* [Code that builds pages]:
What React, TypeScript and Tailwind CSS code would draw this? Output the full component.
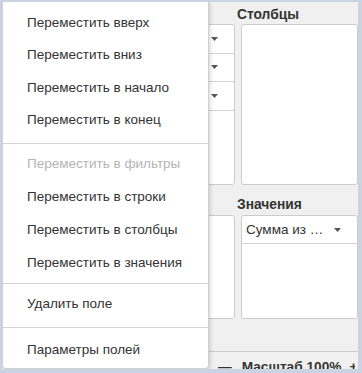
import React from "react";

const Arrow = () => (
  <svg width="7" height="4" viewBox="0 0 7 4" className="shrink-0">
    <polygon points="0,0 7,0 3.5,4" fill="#555" />
  </svg>
);

const FieldRow = ({ h }: { h: string }) => (
  <div className={`${h} flex items-center justify-end pl-[4px] pr-[16px] border-b border-[#d4d4d4]`}>
    <Arrow />
  </div>
);

const MenuItem = ({ label, disabled, h }: { label: string; disabled?: boolean; h: string }) => (
  <div className={`${h} flex items-center pl-[24px] whitespace-nowrap text-[13.5px] ${disabled ? "text-[#b4b4b4]" : "text-[#333]"}`}>
    {label}
  </div>
);

export default function App() {
  return (
    <div className="w-[362px] h-[373px] bg-[#c8d4e4] pt-[2px] pl-[2px] pr-[4px] pb-[4px] font-['Liberation_Sans',Arial,sans-serif]">
      <div className="relative w-full h-full bg-[#f0f0f0] overflow-hidden text-[13.5px] text-[#333] leading-[15px]">
        <div className="flex h-[317px]">
          <div className="w-[233px] flex flex-col pl-[112px]">
            <div className="h-[22px]" />
            <div className="h-[161px] ml-[4px] bg-white border border-[#cccccc] rounded-[3px] overflow-hidden">
              <FieldRow h="h-[28.5px]" />
              <FieldRow h="h-[28.5px]" />
              <FieldRow h="h-[28.5px]" />
            </div>
            <div className="h-[30px]" />
            <div className="h-[104px] ml-[4px] bg-white border border-[#cccccc] rounded-[3px]" />
          </div>
          <div className="w-[2px]" />
          <div className="flex-1 flex flex-col">
            <div className="h-[22px] pt-[4.5px] font-bold text-[13.8px]">Столбцы</div>
            <div className="h-[161px] ml-[4px] bg-white border border-[#cccccc] rounded-[3px]" />
            <div className="h-[30px] flex items-end pb-[3px] font-bold text-[13.8px]">Значения</div>
            <div className="h-[104px] ml-[4px] bg-white border border-[#cccccc] rounded-[3px] overflow-hidden">
              <div className="h-[28px] flex items-center justify-between pl-[4px] pr-[16px] border-b border-[#d4d4d4]">
                <span className="whitespace-nowrap">Сумма из …</span>
                <Arrow />
              </div>
            </div>
          </div>
        </div>
        <div className="h-[33px] border-b border-[#cccccc]" />
        <div className="w-[353px] overflow-hidden flex pl-[216px] pt-[6.5px] font-bold text-[13.7px] whitespace-nowrap">
          <span>—</span>
          <span className="ml-[10px]">Масштаб 100%</span>
          <span className="ml-[8px]">+</span>
        </div>

        <div className="absolute left-0 top-0 w-[207px] h-[367px] bg-white border-l border-r border-b border-[#d0d0d0] rounded-b-[4px] shadow-[1px_1px_4px_rgba(0,0,0,0.18)] pt-[4px] flex flex-col">
          <MenuItem h="h-[32.5px]" label="Переместить вверх" />
          <MenuItem h="h-[32.5px]" label="Переместить вниз" />
          <MenuItem h="h-[32.5px]" label="Переместить в начало" />
          <MenuItem h="h-[32.5px]" label="Переместить в конец" />
          <div className="mt-[6.5px] mb-[3px] h-px bg-[#d4d4d4]" />
          <MenuItem h="h-[33px]" label="Переместить в фильтры" disabled />
          <MenuItem h="h-[33px]" label="Переместить в строки" />
          <MenuItem h="h-[33px]" label="Переместить в столбцы" />
          <MenuItem h="h-[33px]" label="Переместить в значения" />
          <div className="mt-[4px] mb-[3px] h-px bg-[#d4d4d4]" />
          <MenuItem h="h-[33px]" label="Удалить поле" />
          <div className="mt-[7px] mb-[5px] h-px bg-[#d4d4d4]" />
          <MenuItem h="h-[33px]" label="Параметры полей" />
        </div>
      </div>
    </div>
  );
}
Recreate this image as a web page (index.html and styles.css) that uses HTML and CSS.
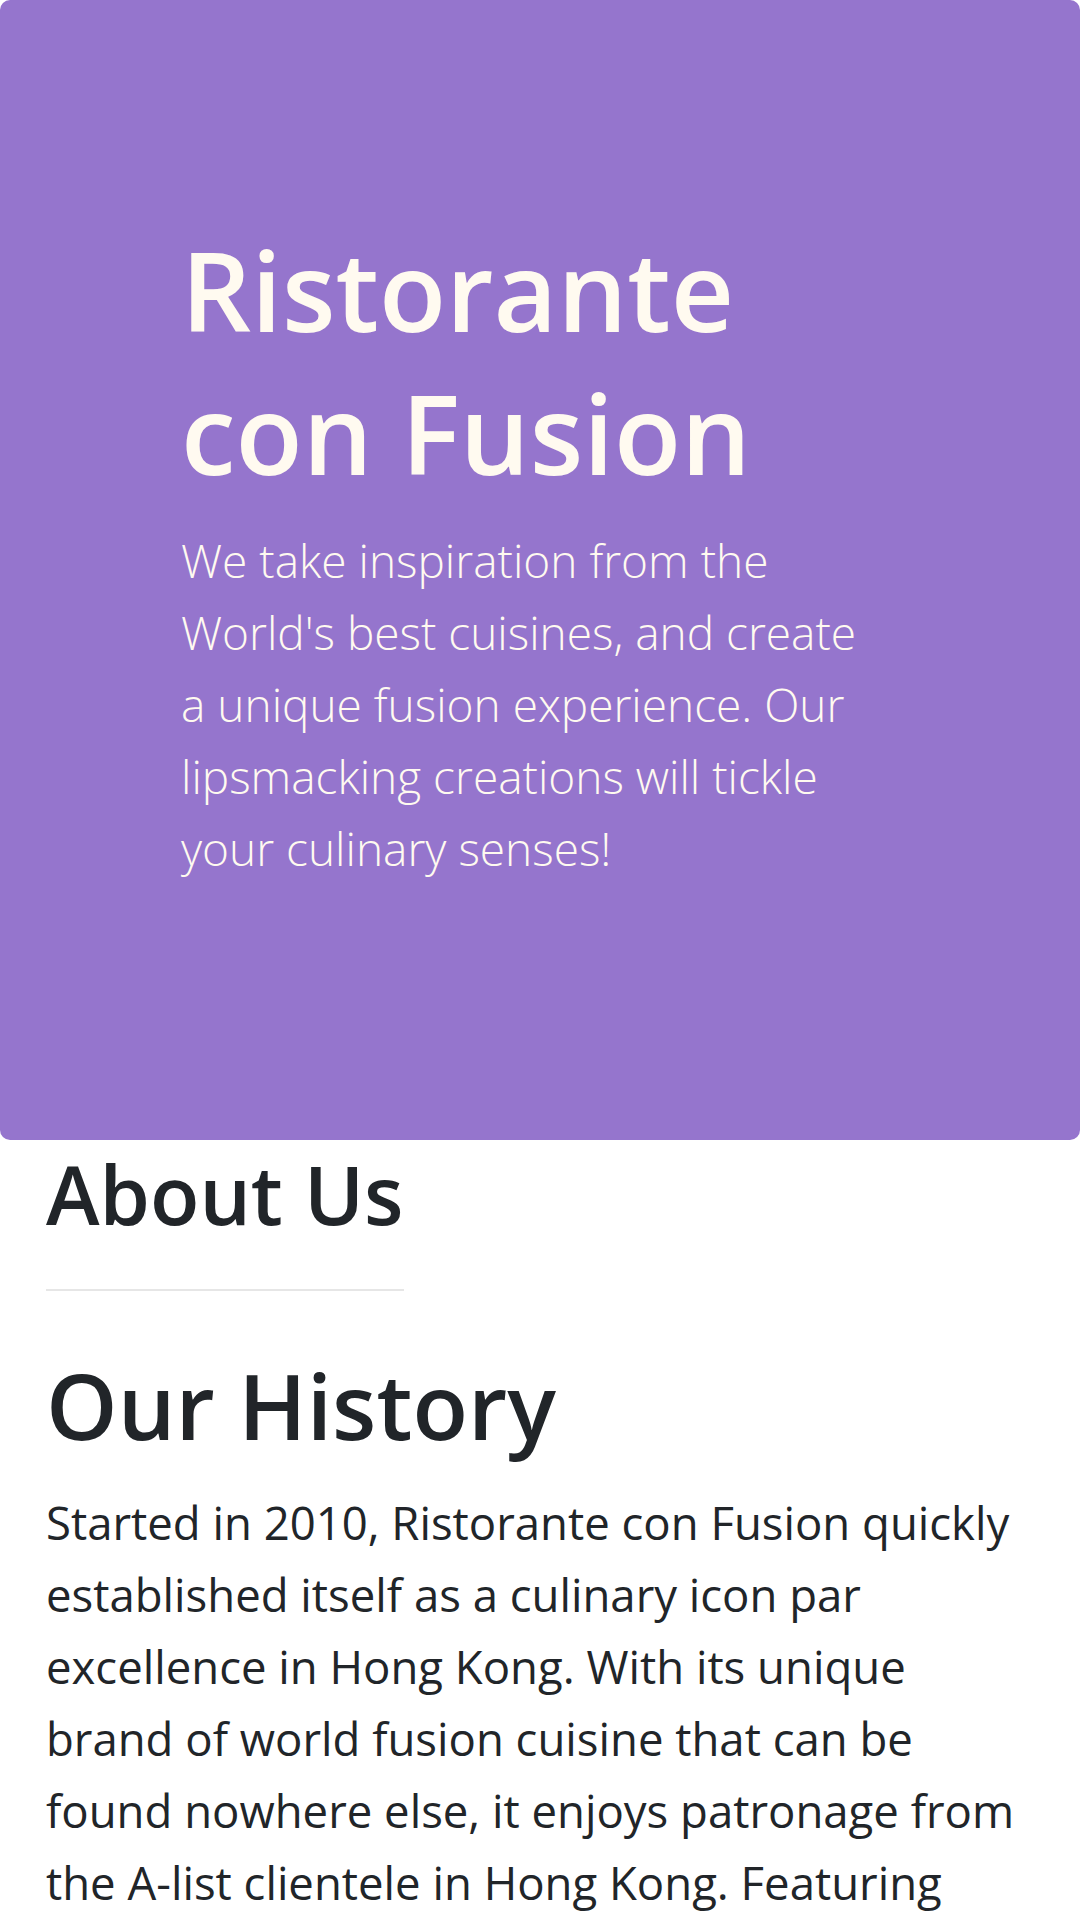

* [WRITTEN PROBLEM]:
Among the entries above, identify all lines with "this" and copy them.

* [EXPECTED ANSWER]:
What React, TypeScript and Tailwind CSS code would draw this? Output the full component.
Recreate this image as a web page (index.html and styles.css) that uses HTML and CSS.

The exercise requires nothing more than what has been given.